Das EUTEx Risk & Strength Assessment Tool richtet sich an qualifizierte und zertifizierte Fachkräfte, die über die erforderliche theoretische und praktische Ausbildung verfügen und mit seinem Anwendungsbereich, seinen Stärken und seinen Grenzen vertraut sind. Idealerweise verfügen die Anwender*innen über einen Abschluss in Sozial-, Medizin- oder Verhaltenswissenschaften sowie über Erfahrung im Umgang mit forensischen Populationen, beispielsweise Psycholog*innen, Sozialarbeiter*innen oder Bewährungshelfer*innen.
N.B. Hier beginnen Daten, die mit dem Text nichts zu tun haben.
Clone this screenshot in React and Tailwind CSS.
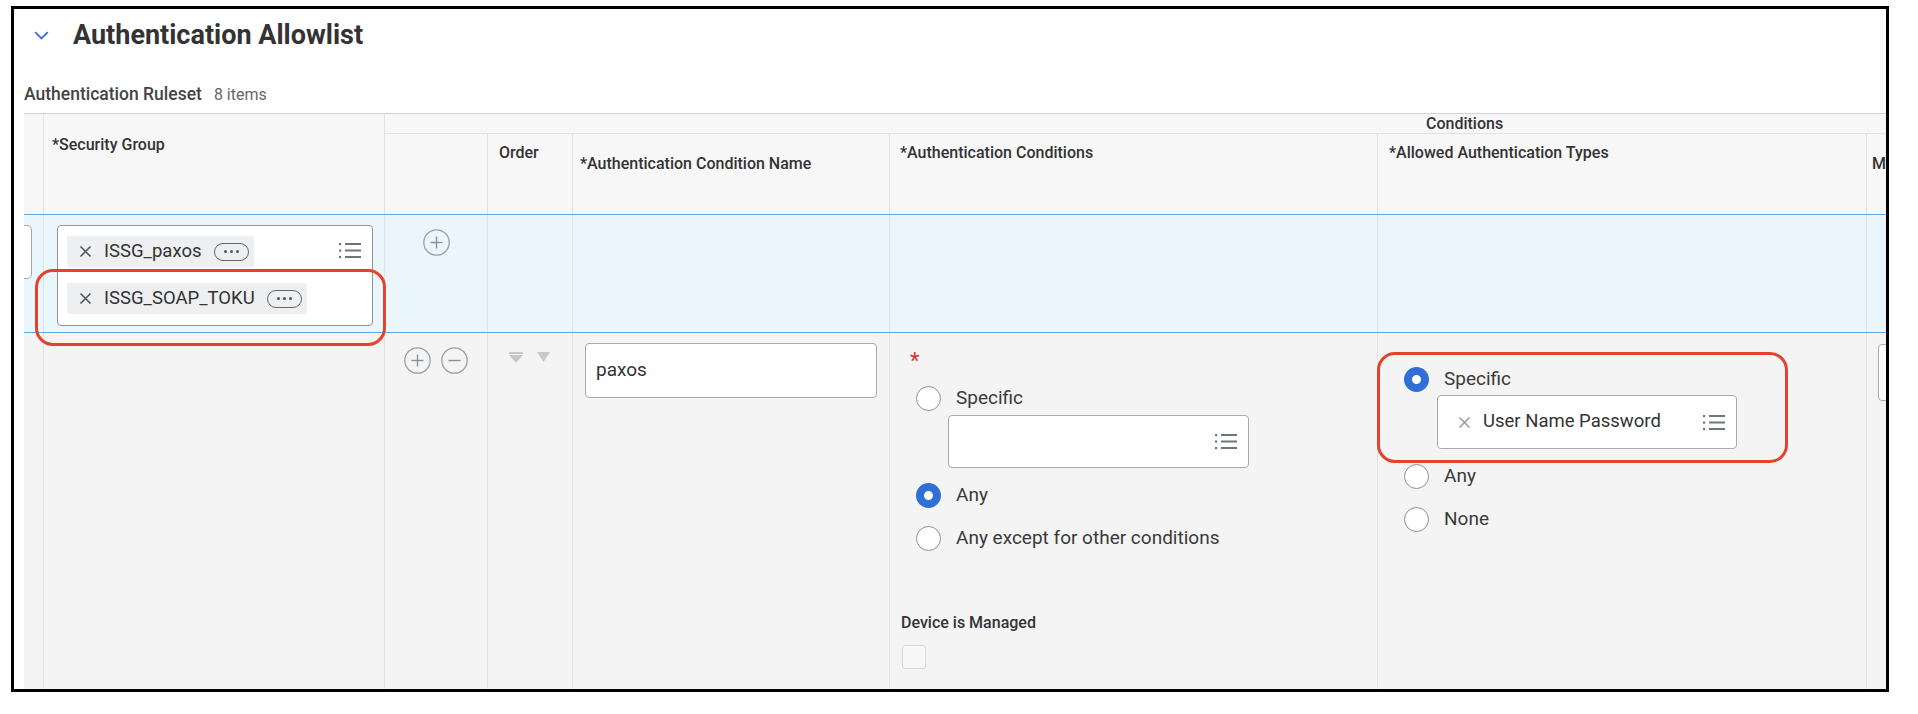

Um Fehlanwendungen zu vermeiden, sollen Interpretationen auf ein Minimum reduziert werden und auf klar erkennbaren Daten beruhen. Die Anwendung, Auswertung und Interpretation des Instruments durch nicht zertifizierte Personen ist untersagt.

 

Die Zielgruppe, die mit dem Tool bewertet wird, umfasst Personen, die wegen Terrorismus- oder gewaltbezogenen extremistischen Straftaten verurteilt wurden und sich im Strafvollzug, in der Bewährung oder in der Betreuung durch zivilgesellschaftliche oder nichtstaatliche Organisationen befinden.